--- Short problem ---
Every line with the string "page" should be gathered.

--- Input records ---
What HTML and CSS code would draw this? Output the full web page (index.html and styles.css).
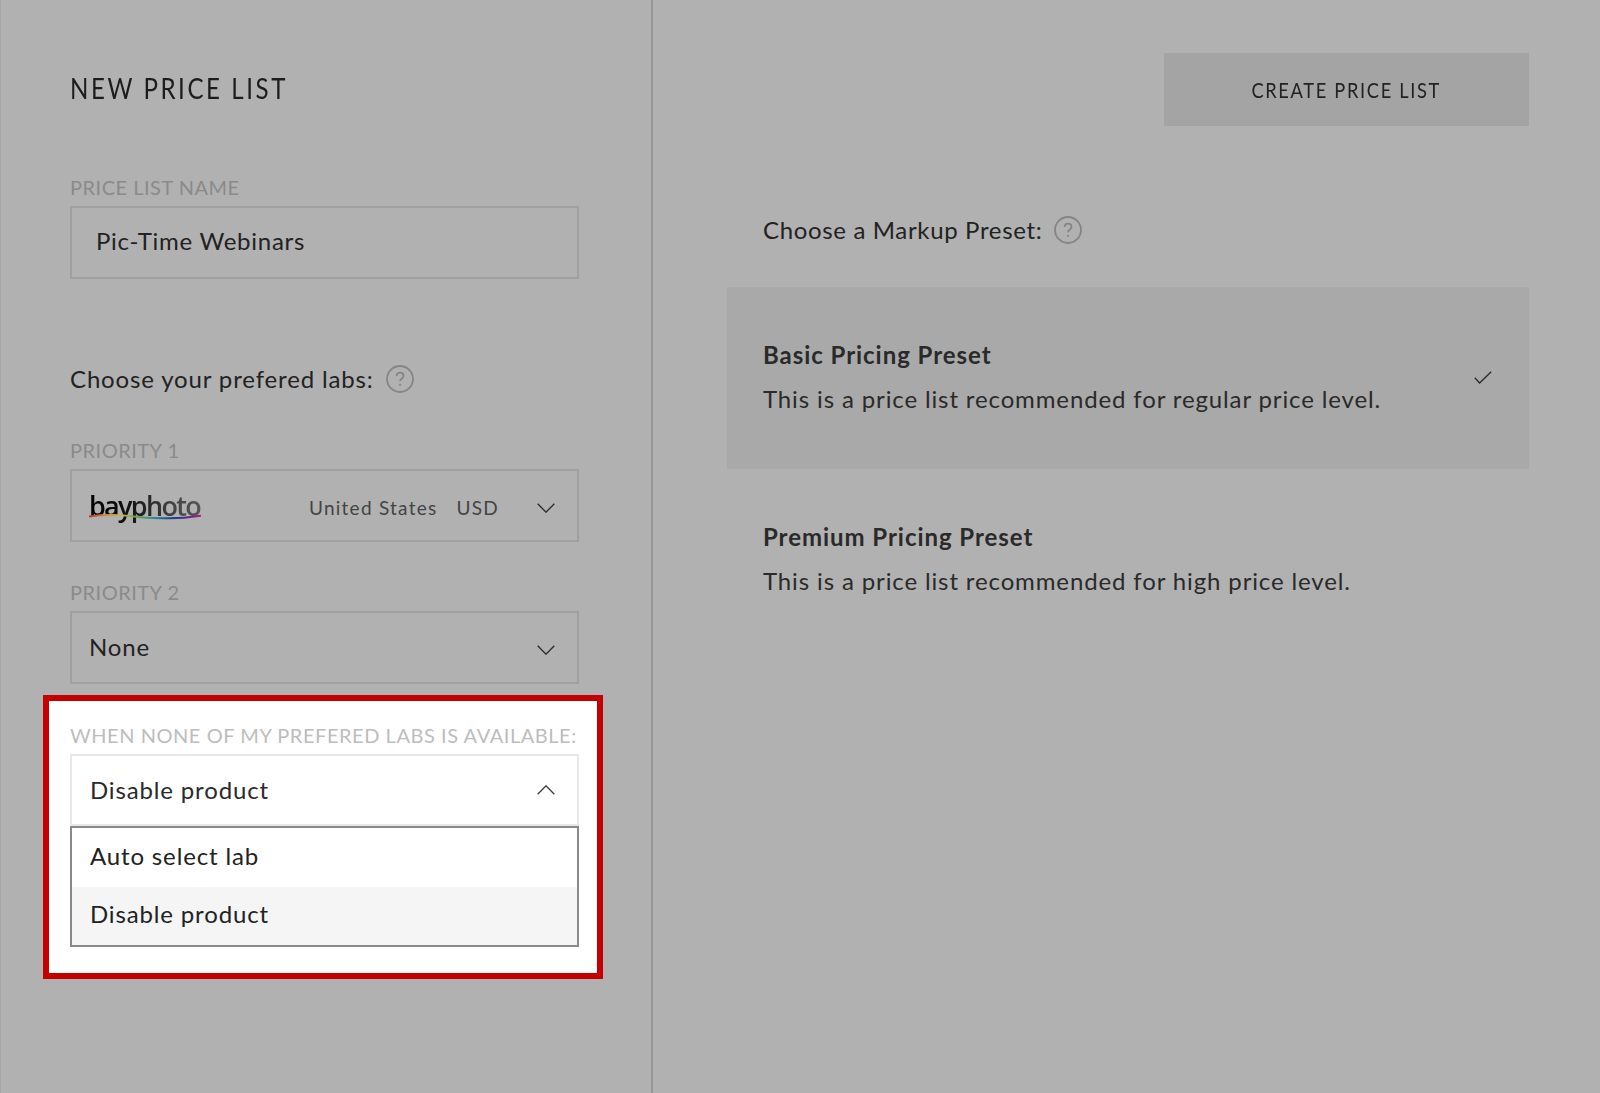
FILE: index.html
```html
<!DOCTYPE html>
<html lang="en">
<head>
<meta charset="utf-8">
<title>New Price List</title>
<link rel="stylesheet" href="styles.css">
</head>
<body>
<main class="page">
  <section class="left">
    <h1 class="title">NEW PRICE LIST</h1>
    <div class="field first">
      <label class="label">PRICE LIST NAME</label>
      <div class="box name"><span class="value">Pic-Time Webinars</span></div>
    </div>
    <div class="prompt labs">Choose your prefered labs:
      <svg class="help" viewBox="0 0 28 28"><circle cx="14" cy="14" r="13" fill="none" stroke="#858585" stroke-width="1.8"/><path d="M10.600 10.800c.2-2 1.600-3.100 3.500-3.100 2 0 3.400 1.200 3.400 3 0 1.400-.8 2.200-1.900 3-1 .7-1.500 1.300-1.500 2.600" fill="none" stroke="#858585" stroke-width="1.800"/><circle cx="14.100" cy="19.800" r="1.100" fill="#858585"/></svg>
    </div>
    <div class="field p1">
      <label class="label">PRIORITY 1</label>
      <div class="box select">
        <div class="logo">
          <span class="logo-text">bayphoto</span>
          <svg class="wave" viewBox="0 0 112 6" preserveAspectRatio="none"><defs><linearGradient id="rainbow"><stop offset="0" stop-color="#b5392c"/><stop offset=".14" stop-color="#d8873a"/><stop offset=".28" stop-color="#c9b93f"/><stop offset=".42" stop-color="#6f9f4a"/><stop offset=".58" stop-color="#2f8a9a"/><stop offset=".74" stop-color="#1d3f8f"/><stop offset=".88" stop-color="#5a2a8c"/><stop offset="1" stop-color="#b21d7c"/></linearGradient></defs><path d="M0 2.500C15 .5 30 .5 45 2.500S60 3.500 75 4.200 100 3.500 112 1.800" fill="none" stroke="url(#rainbow)" stroke-width="2"/></svg>
        </div>
        <span class="lab-meta">United States</span>
        <span class="lab-cur">USD</span>
        <svg class="chev" viewBox="0 0 18 10"><path d="M.7.7 9 9.200 17.300.7" fill="none" stroke="#2a2a2a" stroke-width="1.300"/></svg>
      </div>
    </div>
    <div class="field p2">
      <label class="label">PRIORITY 2</label>
      <div class="box select"><span class="value">None</span>
        <svg class="chev" viewBox="0 0 18 10"><path d="M.7.7 9 9.200 17.300.7" fill="none" stroke="#2a2a2a" stroke-width="1.300"/></svg>
      </div>
    </div>
    <div class="highlight">
      <label class="label light">WHEN NONE OF MY PREFERED LABS IS AVAILABLE:</label>
      <div class="box select open"><span class="value">Disable product</span>
        <svg class="chev" viewBox="0 0 18 10"><path d="M.7 9.300 9 .8l8.300 8.500" fill="none" stroke="#3a3a3a" stroke-width="1.300"/></svg>
      </div>
      <div class="menu">
        <div class="option"><span class="value">Auto select lab</span></div>
        <div class="option active"><span class="value">Disable product</span></div>
      </div>
    </div>
  </section>
  <section class="right">
    <div class="actions"><button class="create"><span class="create-text">CREATE PRICE LIST</span></button></div>
    <div class="prompt markup">Choose a Markup Preset:
      <svg class="help" viewBox="0 0 28 28"><circle cx="14" cy="14" r="13" fill="none" stroke="#858585" stroke-width="1.8"/><path d="M10.600 10.800c.2-2 1.600-3.100 3.500-3.100 2 0 3.400 1.200 3.400 3 0 1.400-.8 2.200-1.900 3-1 .7-1.500 1.300-1.500 2.600" fill="none" stroke="#858585" stroke-width="1.800"/><circle cx="14.100" cy="19.800" r="1.100" fill="#858585"/></svg>
    </div>
    <div class="preset selected">
      <div class="preset-text">
        <div class="preset-name">Basic Pricing Preset</div>
        <div class="preset-desc">This is a price list recommended for regular price level.</div>
      </div>
      <svg class="check" viewBox="0 0 18 13"><path d="M.8 6.800 5.600 12 17.200.8" fill="none" stroke="#2a2a2a" stroke-width="1.300"/></svg>
    </div>
    <div class="preset">
      <div class="preset-text">
        <div class="preset-name">Premium Pricing Preset</div>
        <div class="preset-desc">This is a price list recommended for high price level.</div>
      </div>
    </div>
  </section>
</main>
</body>
</html>
```
FILE: styles.css
```css
* { box-sizing: border-box; }
html, body { margin: 0; height: 100%; }
body {
  background: #b1b1b1;
  color: #1f1f1f;
  font-family: Lato, "Open Sans", sans-serif;
  overflow: hidden;
}
.page { display: flex; height: 1093px; }
.left {
  width: 653px;
  flex: none;
  padding: 72px 0 0 70px;
  border-left: 1px solid #a6a6a6;
  border-right: 2px solid #989898;
}
.title {
  margin: 0 0 0 -1px;
  font-size: 28px;
  line-height: 32px;
  font-weight: 400;
  letter-spacing: 3px;
  color: #1c1c1c;
  transform: scaleX(.86);
  transform-origin: left center;
}
.label {
  display: block;
  font-size: 20px;
  line-height: 20px;
  letter-spacing: .5px;
  color: #8a8a8a;
  margin-bottom: 9px;
  white-space: nowrap;
}
.label.light { color: #bdbdbd; letter-spacing: .55px; }
.box {
  width: 509px;
  height: 73px;
  border: 2px solid #a0a0a0;
  display: flex;
  align-items: center;
  font-size: 24px;
  letter-spacing: .85px;
  color: #222;
}
.first { margin-top: 73px; margin-left: -1px; }
.name { padding-left: 24px; letter-spacing: .73px; }
.name .value { padding-bottom: 4px; }
.prompt {
  display: flex;
  align-items: center;
  font-size: 24px;
  line-height: 30px;
  letter-spacing: .85px;
  color: #222;
}
.labs { margin-top: 85px; margin-left: -1px; }
.help { width: 28px; height: 28px; margin-left: 12px; flex: none; }
.p1 { margin-top: 46px; margin-left: -1px; }
.p2 { margin-top: 40px; margin-left: -1px; }
.select { padding: 0 10px 0 17px; }
.open.select { padding-left: 18px; height: 72px; }
.value { flex: 1; padding-bottom: 2px; }
.logo { position: relative; width: 112px; height: 34px; margin-right: 108px; flex: none; }
.logo-text {
  display: block;
  font-family: "Open Sans", sans-serif;
  font-size: 27px;
  line-height: 34px;
  font-weight: 600;
  letter-spacing: -1.7px;
  background: linear-gradient(90deg, #000 0%, #111 35%, #444 75%, #555 100%);
  -webkit-background-clip: text;
  background-clip: text;
  color: transparent;
}
.wave { position: absolute; left: 0; top: 25px; width: 112px; height: 6px; }
.lab-meta, .lab-cur { font-size: 19px; letter-spacing: 1.25px; color: #444; padding-top: 3px; }
.lab-meta { margin-right: 19px; }
.lab-cur { flex: 1; }
.chev { width: 18px; height: 10px; flex: none; margin-right: 12px; margin-top: 5px; }
.highlight {
  width: 560px;
  margin: 11px 0 0 -28px;
  padding: 24px 20px 26px 21px;
  border: 6px solid #c40000;
  background: #fff;
}
.open { border-color: #e8e8e8; color: #2a2a2a; }
.open .chev { margin-top: 0; }
.menu { width: 509px; border: 2px solid #8a8a8a; height: 121px; }
.option {
  height: 59px;
  padding-left: 18px;
  display: flex;
  align-items: center;
  font-size: 24px;
  letter-spacing: .85px;
  color: #222;
}
.option .value { padding-bottom: 4px; }
.option.active { background: #f5f5f5; height: 58px; }
.option.active .value { padding-bottom: 6px; }
.right { flex: 1; padding: 53px 71px 0 74px; }
.actions { display: flex; justify-content: flex-end; }
.create {
  width: 365px;
  height: 73px;
  border: 0;
  background: #a4a4a4;
  font: inherit;
  font-size: 22px;
  letter-spacing: 2px;
  color: #222;
}
.create-text { display: inline-block; transform: scaleX(.83); }
.markup { margin-top: 89px; padding-left: 36px; letter-spacing: .65px; }
.preset {
  height: 182px;
  padding: 0 36px 2px 36px;
  display: flex;
  align-items: center;
  justify-content: space-between;
}
.markup + .preset { margin-top: 42px; }
.selected { background: #a9a9a9; }
.preset-name { font-size: 24px; line-height: 30px; font-weight: 700; letter-spacing: .95px; color: #2a2a2a; }
.preset-desc { font-size: 24px; line-height: 30px; margin-top: 14px; letter-spacing: .87px; color: #2a2a2a; }
.check { width: 18px; height: 13px; margin-top: 0; margin-right: 1px; }
```
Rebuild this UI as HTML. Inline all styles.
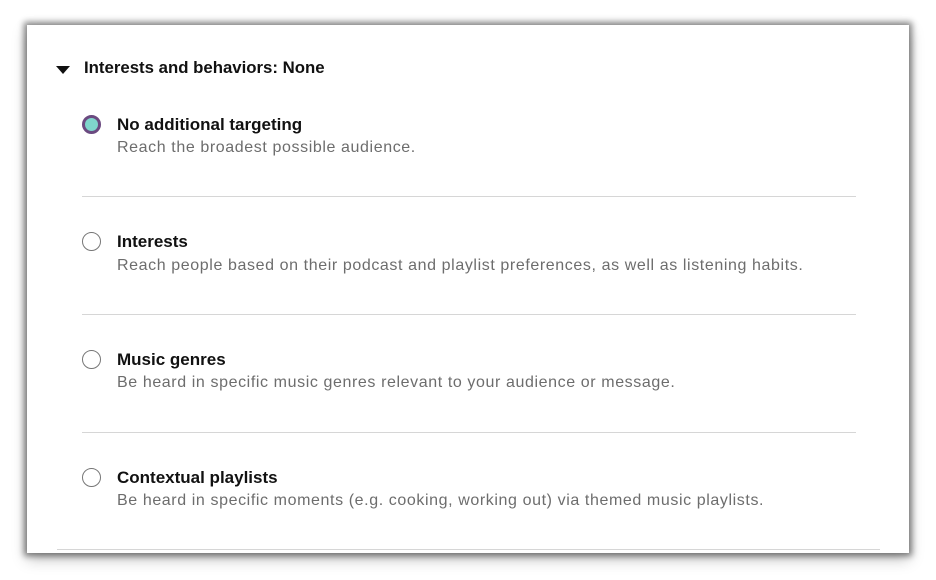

--- Correct output ---
What HTML and CSS code would draw this? Output the full web page (index.html and styles.css).
<main class="page">
.page { display: flex; height: 1093px; }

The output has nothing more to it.